While the present invention has been described as employing a wear ring having a radially inwardly directed projection 60 that engages portions of the compressible sleeve 28 to thereby prevent rotation of the wear ring, the invention may be employed on any rotatable tool having a wear ring between the rear surface of the tool and the forward surface of the wear ring. The configuration of the inner opening of the wear ring is not a necessary element of the invention.

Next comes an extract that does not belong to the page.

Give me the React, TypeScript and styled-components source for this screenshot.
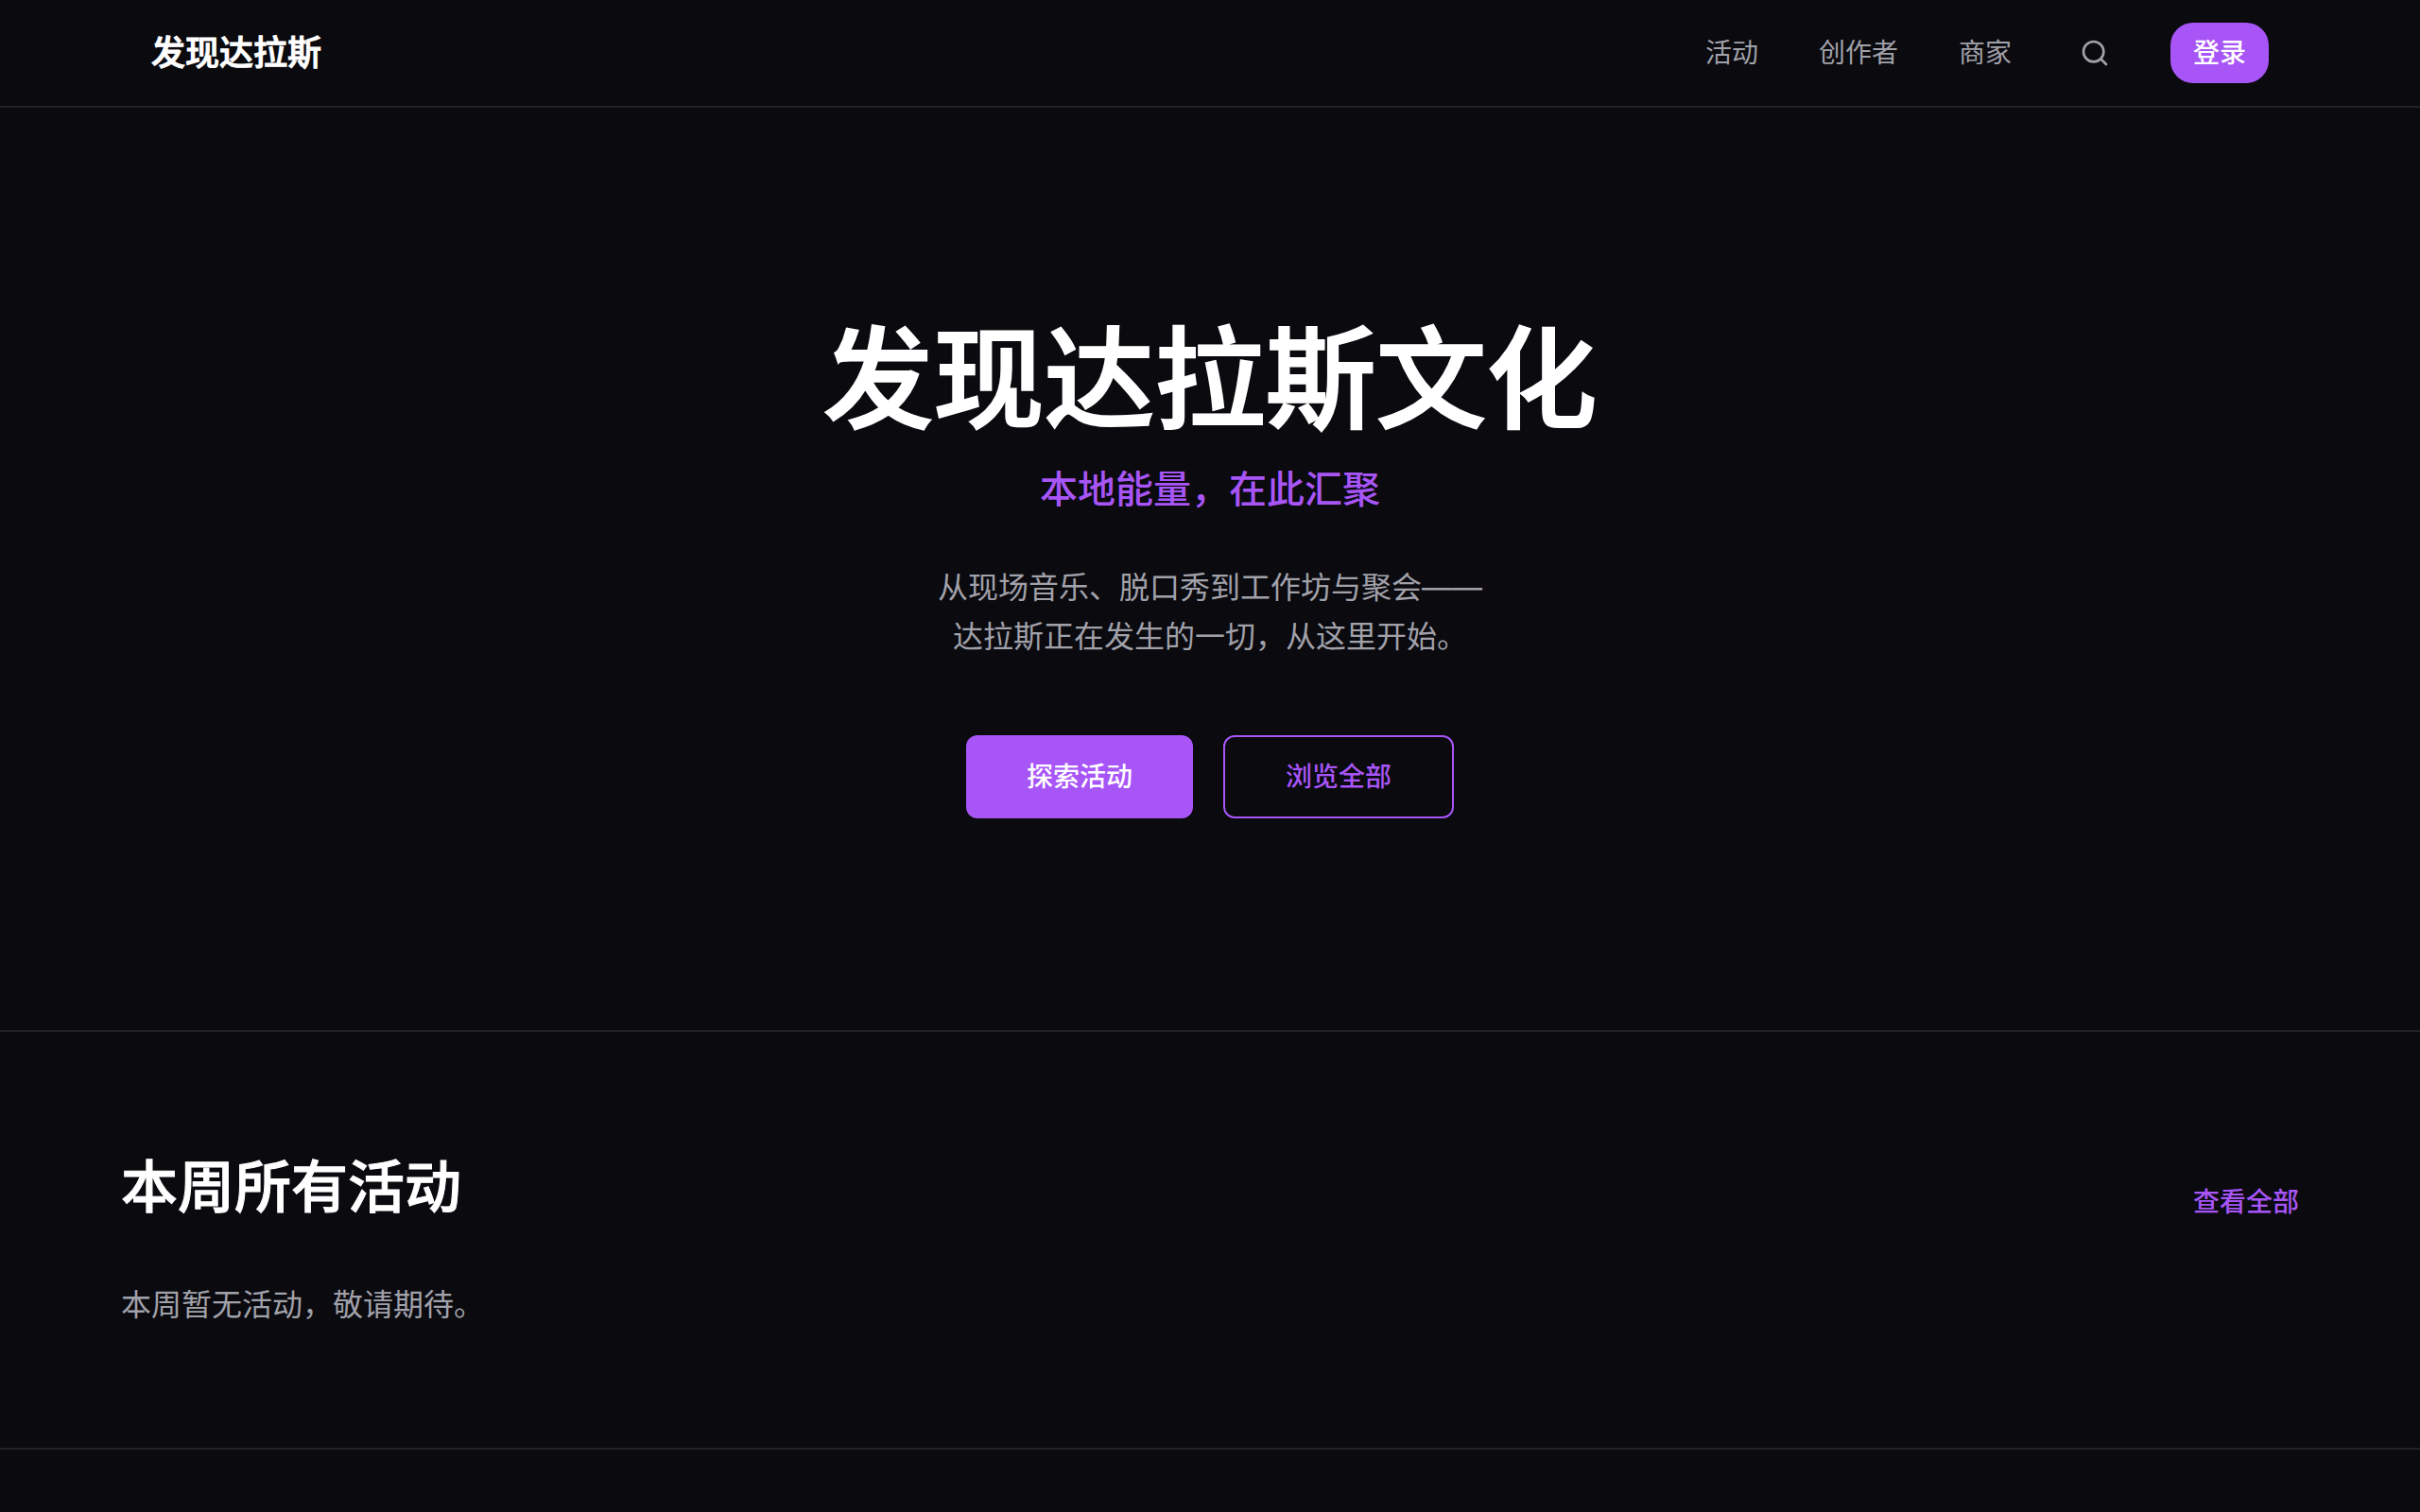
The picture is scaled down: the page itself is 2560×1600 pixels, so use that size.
import React from 'react';
import styled, { createGlobalStyle } from 'styled-components';

const GlobalStyle = createGlobalStyle`
  *, *::before, *::after { box-sizing: border-box; }
  body {
    margin: 0;
    background: #0a0a0f;
    color: #ffffff;
    font-family: Inter, "Noto Sans CJK SC", sans-serif;
    font-size: 28px;
    line-height: 40px;
    -webkit-font-smoothing: antialiased;
  }
  h1, h2, p { margin: 0; }
  a { color: inherit; text-decoration: none; }
  button { font: inherit; cursor: pointer; }
`;

const Header = styled.header`
  display: flex;
  align-items: center;
  justify-content: space-between;
  padding: 24px 160px;
  border-bottom: 2px solid #232327;
`;

const Logo = styled.a`
  font-size: 36px;
  font-weight: 500;
  -webkit-text-stroke: 1px currentColor;
`;

const Nav = styled.nav`
  display: flex;
  align-items: center;
  gap: 64px;
  color: #a1a1aa;
`;

const Actions = styled.div`
  display: flex;
  align-items: center;
  gap: 56px;
`;

const IconButton = styled.button`
  display: flex;
  padding: 8px;
  border: 0;
  background: none;
  color: #a1a1aa;
`;

const LoginButton = styled.button`
  padding: 12px 24px;
  border: 0;
  border-radius: 24px;
  background: #a855f7;
  color: #ffffff;
  font-weight: 500;
`;

const Hero = styled.section`
  display: flex;
  flex-direction: column;
  align-items: center;
  padding: 224px 128px;
  border-bottom: 2px solid #232327;
  text-align: center;
`;

const Title = styled.h1`
  font-size: 117px;
  font-weight: 500;
  line-height: 128px;
  -webkit-text-stroke: 2px currentColor;
`;

const Tagline = styled.p`
  margin-top: 24px;
  color: #a855f7;
  font-size: 40px;
  font-weight: 500;
  line-height: 56px;
`;

const Lead = styled.p`
  margin-top: 50px;
  color: #a1a1aa;
  font-size: 32px;
  line-height: 52px;
`;

const ButtonRow = styled.div`
  display: flex;
  gap: 32px;
  margin-top: 78px;
`;

const ActionLink = styled.a<{ $outline?: boolean }>`
  padding: ${(p) => (p.$outline ? '22px 64px' : '24px 64px')};
  border: ${(p) => (p.$outline ? '2px solid #a855f7' : '0')};
  border-radius: 12px;
  background: ${(p) => (p.$outline ? 'transparent' : '#a855f7')};
  color: ${(p) => (p.$outline ? '#a855f7' : '#ffffff')};
  font-weight: 500;
`;

const Events = styled.section`
  padding: 128px 128px 126px;
  border-bottom: 2px solid #232327;
`;

const EventsHeader = styled.div`
  display: flex;
  align-items: flex-end;
  justify-content: space-between;
  margin-bottom: 64px;
`;

const SectionTitle = styled.h2`
  font-size: 60px;
  font-weight: 500;
  line-height: 72px;
  -webkit-text-stroke: 1px currentColor;
`;

const ViewAll = styled.a`
  color: #a855f7;
  font-weight: 500;
`;

const EmptyText = styled.p`
  color: #a1a1aa;
  font-size: 32px;
  line-height: 50px;
`;

const SearchIcon = () => (
  <svg width="32" height="32" viewBox="0 0 24 24" fill="none" stroke="currentColor" strokeWidth="2" strokeLinecap="round" strokeLinejoin="round" aria-hidden="true">
    <circle cx="11" cy="11" r="8" />
    <path d="m21 21-4.35-4.35" />
  </svg>
);

export default function App() {
  return (
    <div lang="zh-CN">
      <GlobalStyle />
      <Header>
        <Logo href="#">发现达拉斯</Logo>
        <Nav>
          <a href="#events">活动</a>
          <a href="#creators">创作者</a>
          <a href="#business">商家</a>
          <Actions>
            <IconButton type="button" aria-label="搜索">
              <SearchIcon />
            </IconButton>
            <LoginButton type="button">登录</LoginButton>
          </Actions>
        </Nav>
      </Header>
      <main>
        <Hero>
          <Title>发现达拉斯文化</Title>
          <Tagline>本地能量，在此汇聚</Tagline>
          <Lead>
            从现场音乐、脱口秀到工作坊与聚会——
            <br />
            达拉斯正在发生的一切，从这里开始。
          </Lead>
          <ButtonRow>
            <ActionLink href="#explore">探索活动</ActionLink>
            <ActionLink href="#all" $outline>浏览全部</ActionLink>
          </ButtonRow>
        </Hero>
        <Events id="events">
          <EventsHeader>
            <SectionTitle>本周所有活动</SectionTitle>
            <ViewAll href="#all">查看全部</ViewAll>
          </EventsHeader>
          <EmptyText>本周暂无活动，敬请期待。</EmptyText>
        </Events>
      </main>
    </div>
  );
}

It should be appreciated that the outer surface of the wear ring may have any of a number of configurations as long as the wear ring allows opposing gaps between the rearwardly directed surface 20 of the tool and the forward surface 12 of the tool holder. Referring to FIG. 9, wear ring 90 has opposing parallel side surfaces 92, 93 that are spaced apart a distance 94 that will allow gaps between the two surfaces 12, 20 into which the prongs 72, 73 of a removal tool 70 can be inserted. Referring to FIG. 10, wear ring 100 has a cylindrical outer surface 102 with an outer diameter 104 that is significantly less than dimensions 65 and 67 to allow the use of the tool 70. Similarly, in FIG. 11 wear ring 110 has six outer surfaces 112, 113, 114, 115, 116, 117 defining a hexagon with the spacing 118 between parallel surfaces sized to allow gaps sufficient for use of the tool 70. And, finally, in FIG. 12, wear ring 120 has two sets of parallel sides 121, 122, and 123, 124 configured into a square with the spacing between parallel sides having the needed dimension 125.
While the invention has been described with respect to a single embodiment, it will be appreciated that many modifications and variations may be made without departing from the true spirit and scope of the invention. It is therefore the intent of the appended claims to cover all such modifications and variations which fall within the spirit and scope of the invention.